▶ [Given instruction] Skip any picture you find and retype all the remaining lines exactly.

▶ [Information shown]
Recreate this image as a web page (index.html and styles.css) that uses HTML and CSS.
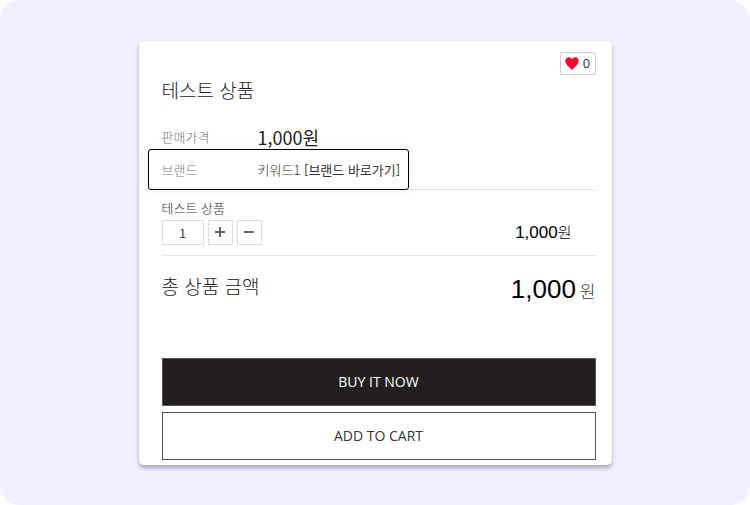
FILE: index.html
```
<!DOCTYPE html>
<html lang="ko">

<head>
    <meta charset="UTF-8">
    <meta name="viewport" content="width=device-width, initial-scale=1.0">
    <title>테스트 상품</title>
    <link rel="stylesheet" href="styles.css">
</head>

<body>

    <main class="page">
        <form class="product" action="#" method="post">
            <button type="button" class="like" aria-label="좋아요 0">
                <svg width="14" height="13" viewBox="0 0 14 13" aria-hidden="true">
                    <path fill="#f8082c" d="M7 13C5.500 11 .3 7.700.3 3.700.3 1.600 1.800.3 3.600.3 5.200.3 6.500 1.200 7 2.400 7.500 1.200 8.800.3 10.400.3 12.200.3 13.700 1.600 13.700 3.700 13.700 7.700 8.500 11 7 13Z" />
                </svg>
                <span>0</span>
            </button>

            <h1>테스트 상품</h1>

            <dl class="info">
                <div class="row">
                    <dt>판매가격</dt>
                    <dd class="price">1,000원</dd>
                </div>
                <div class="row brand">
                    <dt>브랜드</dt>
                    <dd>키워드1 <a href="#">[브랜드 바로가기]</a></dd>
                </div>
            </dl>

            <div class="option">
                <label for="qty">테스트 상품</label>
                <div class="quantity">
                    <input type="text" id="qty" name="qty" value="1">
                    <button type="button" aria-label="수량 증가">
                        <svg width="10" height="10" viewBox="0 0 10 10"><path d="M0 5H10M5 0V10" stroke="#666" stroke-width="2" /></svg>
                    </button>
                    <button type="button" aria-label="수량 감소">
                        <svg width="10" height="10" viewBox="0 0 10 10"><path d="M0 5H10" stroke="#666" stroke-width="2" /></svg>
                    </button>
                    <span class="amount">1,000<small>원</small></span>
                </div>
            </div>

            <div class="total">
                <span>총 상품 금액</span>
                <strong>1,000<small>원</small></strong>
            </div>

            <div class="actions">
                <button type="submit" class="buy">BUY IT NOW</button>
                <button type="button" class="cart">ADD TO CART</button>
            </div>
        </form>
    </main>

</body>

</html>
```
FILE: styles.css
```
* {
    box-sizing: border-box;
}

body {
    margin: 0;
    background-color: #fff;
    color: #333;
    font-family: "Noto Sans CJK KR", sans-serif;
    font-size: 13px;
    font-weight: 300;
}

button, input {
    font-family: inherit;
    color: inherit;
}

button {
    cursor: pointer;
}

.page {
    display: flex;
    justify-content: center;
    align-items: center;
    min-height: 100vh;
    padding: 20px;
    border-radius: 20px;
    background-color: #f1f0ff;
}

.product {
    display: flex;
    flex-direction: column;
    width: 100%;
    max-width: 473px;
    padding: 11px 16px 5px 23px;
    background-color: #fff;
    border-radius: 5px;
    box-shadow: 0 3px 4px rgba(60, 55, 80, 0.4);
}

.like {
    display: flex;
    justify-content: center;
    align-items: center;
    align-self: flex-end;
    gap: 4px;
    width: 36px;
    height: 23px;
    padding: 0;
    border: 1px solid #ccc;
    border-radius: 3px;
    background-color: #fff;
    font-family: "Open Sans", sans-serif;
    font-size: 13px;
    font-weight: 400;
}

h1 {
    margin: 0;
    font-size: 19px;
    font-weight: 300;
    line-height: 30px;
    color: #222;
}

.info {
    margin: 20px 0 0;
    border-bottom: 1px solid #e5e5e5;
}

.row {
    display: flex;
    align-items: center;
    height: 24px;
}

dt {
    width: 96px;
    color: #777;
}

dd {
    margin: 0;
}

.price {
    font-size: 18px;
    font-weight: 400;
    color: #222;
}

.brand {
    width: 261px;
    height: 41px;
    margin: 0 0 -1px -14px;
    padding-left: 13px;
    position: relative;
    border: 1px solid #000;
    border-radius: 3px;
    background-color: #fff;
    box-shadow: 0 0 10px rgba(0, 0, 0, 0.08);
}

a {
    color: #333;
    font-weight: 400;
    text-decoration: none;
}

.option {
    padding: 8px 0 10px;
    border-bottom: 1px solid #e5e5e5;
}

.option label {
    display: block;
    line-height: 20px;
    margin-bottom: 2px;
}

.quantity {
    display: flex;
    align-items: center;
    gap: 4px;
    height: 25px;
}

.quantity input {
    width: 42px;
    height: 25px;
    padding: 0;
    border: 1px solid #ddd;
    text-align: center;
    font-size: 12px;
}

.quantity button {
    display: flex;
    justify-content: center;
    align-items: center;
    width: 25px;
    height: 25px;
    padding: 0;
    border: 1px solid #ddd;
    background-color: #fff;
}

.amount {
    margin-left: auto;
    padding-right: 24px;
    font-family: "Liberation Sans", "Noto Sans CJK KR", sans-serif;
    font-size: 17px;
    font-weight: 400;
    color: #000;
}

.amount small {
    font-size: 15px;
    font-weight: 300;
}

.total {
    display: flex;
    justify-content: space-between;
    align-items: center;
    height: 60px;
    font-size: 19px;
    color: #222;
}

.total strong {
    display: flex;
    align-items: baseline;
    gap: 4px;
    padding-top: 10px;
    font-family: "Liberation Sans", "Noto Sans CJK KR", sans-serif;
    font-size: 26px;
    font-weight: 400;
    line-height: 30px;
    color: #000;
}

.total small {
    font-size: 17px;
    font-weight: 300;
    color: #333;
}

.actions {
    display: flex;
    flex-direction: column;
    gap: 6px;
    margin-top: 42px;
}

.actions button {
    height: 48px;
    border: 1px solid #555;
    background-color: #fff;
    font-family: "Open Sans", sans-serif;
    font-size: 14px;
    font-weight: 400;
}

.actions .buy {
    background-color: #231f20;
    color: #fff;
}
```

▶ [Answer to this task]
Recreate this image as a web page (index.html and styles.css) that uses HTML and CSS.
FILE: index.html
```
<!DOCTYPE html>
<html lang="ko">

<head>
    <meta charset="UTF-8">
    <meta name="viewport" content="width=device-width, initial-scale=1.0">
    <title>테스트 상품</title>
    <link rel="stylesheet" href="styles.css">
</head>

<body>

    <main class="page">
        <form class="product" action="#" method="post">
            <button type="button" class="like" aria-label="좋아요 0">
                <svg width="14" height="13" viewBox="0 0 14 13" aria-hidden="true">
                    <path fill="#f8082c" d="M7 13C5.500 11 .3 7.700.3 3.700.3 1.600 1.800.3 3.600.3 5.200.3 6.500 1.200 7 2.400 7.500 1.200 8.800.3 10.400.3 12.200.3 13.700 1.600 13.700 3.700 13.700 7.700 8.500 11 7 13Z" />
                </svg>
                <span>0</span>
            </button>

            <h1>테스트 상품</h1>

            <dl class="info">
                <div class="row">
                    <dt>판매가격</dt>
                    <dd class="price">1,000원</dd>
                </div>
                <div class="row brand">
                    <dt>브랜드</dt>
                    <dd>키워드1 <a href="#">[브랜드 바로가기]</a></dd>
                </div>
            </dl>

            <div class="option">
                <label for="qty">테스트 상품</label>
                <div class="quantity">
                    <input type="text" id="qty" name="qty" value="1">
                    <button type="button" aria-label="수량 증가">
                        <svg width="10" height="10" viewBox="0 0 10 10"><path d="M0 5H10M5 0V10" stroke="#666" stroke-width="2" /></svg>
                    </button>
                    <button type="button" aria-label="수량 감소">
                        <svg width="10" height="10" viewBox="0 0 10 10"><path d="M0 5H10" stroke="#666" stroke-width="2" /></svg>
                    </button>
                    <span class="amount">1,000<small>원</small></span>
                </div>
            </div>

            <div class="total">
                <span>총 상품 금액</span>
                <strong>1,000<small>원</small></strong>
            </div>

            <div class="actions">
                <button type="submit" class="buy">BUY IT NOW</button>
                <button type="button" class="cart">ADD TO CART</button>
            </div>
        </form>
    </main>

</body>

</html>
```
FILE: styles.css
```
* {
    box-sizing: border-box;
}

body {
    margin: 0;
    background-color: #fff;
    color: #333;
    font-family: "Noto Sans CJK KR", sans-serif;
    font-size: 13px;
    font-weight: 300;
}

button, input {
    font-family: inherit;
    color: inherit;
}

button {
    cursor: pointer;
}

.page {
    display: flex;
    justify-content: center;
    align-items: center;
    min-height: 100vh;
    padding: 20px;
    border-radius: 20px;
    background-color: #f1f0ff;
}

.product {
    display: flex;
    flex-direction: column;
    width: 100%;
    max-width: 473px;
    padding: 11px 16px 5px 23px;
    background-color: #fff;
    border-radius: 5px;
    box-shadow: 0 3px 4px rgba(60, 55, 80, 0.4);
}

.like {
    display: flex;
    justify-content: center;
    align-items: center;
    align-self: flex-end;
    gap: 4px;
    width: 36px;
    height: 23px;
    padding: 0;
    border: 1px solid #ccc;
    border-radius: 3px;
    background-color: #fff;
    font-family: "Open Sans", sans-serif;
    font-size: 13px;
    font-weight: 400;
}

h1 {
    margin: 0;
    font-size: 19px;
    font-weight: 300;
    line-height: 30px;
    color: #222;
}

.info {
    margin: 20px 0 0;
    border-bottom: 1px solid #e5e5e5;
}

.row {
    display: flex;
    align-items: center;
    height: 24px;
}

dt {
    width: 96px;
    color: #777;
}

dd {
    margin: 0;
}

.price {
    font-size: 18px;
    font-weight: 400;
    color: #222;
}

.brand {
    width: 261px;
    height: 41px;
    margin: 0 0 -1px -14px;
    padding-left: 13px;
    position: relative;
    border: 1px solid #000;
    border-radius: 3px;
    background-color: #fff;
    box-shadow: 0 0 10px rgba(0, 0, 0, 0.08);
}

a {
    color: #333;
    font-weight: 400;
    text-decoration: none;
}

.option {
    padding: 8px 0 10px;
    border-bottom: 1px solid #e5e5e5;
}

.option label {
    display: block;
    line-height: 20px;
    margin-bottom: 2px;
}

.quantity {
    display: flex;
    align-items: center;
    gap: 4px;
    height: 25px;
}

.quantity input {
    width: 42px;
    height: 25px;
    padding: 0;
    border: 1px solid #ddd;
    text-align: center;
    font-size: 12px;
}

.quantity button {
    display: flex;
    justify-content: center;
    align-items: center;
    width: 25px;
    height: 25px;
    padding: 0;
    border: 1px solid #ddd;
    background-color: #fff;
}

.amount {
    margin-left: auto;
    padding-right: 24px;
    font-family: "Liberation Sans", "Noto Sans CJK KR", sans-serif;
    font-size: 17px;
    font-weight: 400;
    color: #000;
}

.amount small {
    font-size: 15px;
    font-weight: 300;
}

.total {
    display: flex;
    justify-content: space-between;
    align-items: center;
    height: 60px;
    font-size: 19px;
    color: #222;
}

.total strong {
    display: flex;
    align-items: baseline;
    gap: 4px;
    padding-top: 10px;
    font-family: "Liberation Sans", "Noto Sans CJK KR", sans-serif;
    font-size: 26px;
    font-weight: 400;
    line-height: 30px;
    color: #000;
}

.total small {
    font-size: 17px;
    font-weight: 300;
    color: #333;
}

.actions {
    display: flex;
    flex-direction: column;
    gap: 6px;
    margin-top: 42px;
}

.actions button {
    height: 48px;
    border: 1px solid #555;
    background-color: #fff;
    font-family: "Open Sans", sans-serif;
    font-size: 14px;
    font-weight: 400;
}

.actions .buy {
    background-color: #231f20;
    color: #fff;
}
```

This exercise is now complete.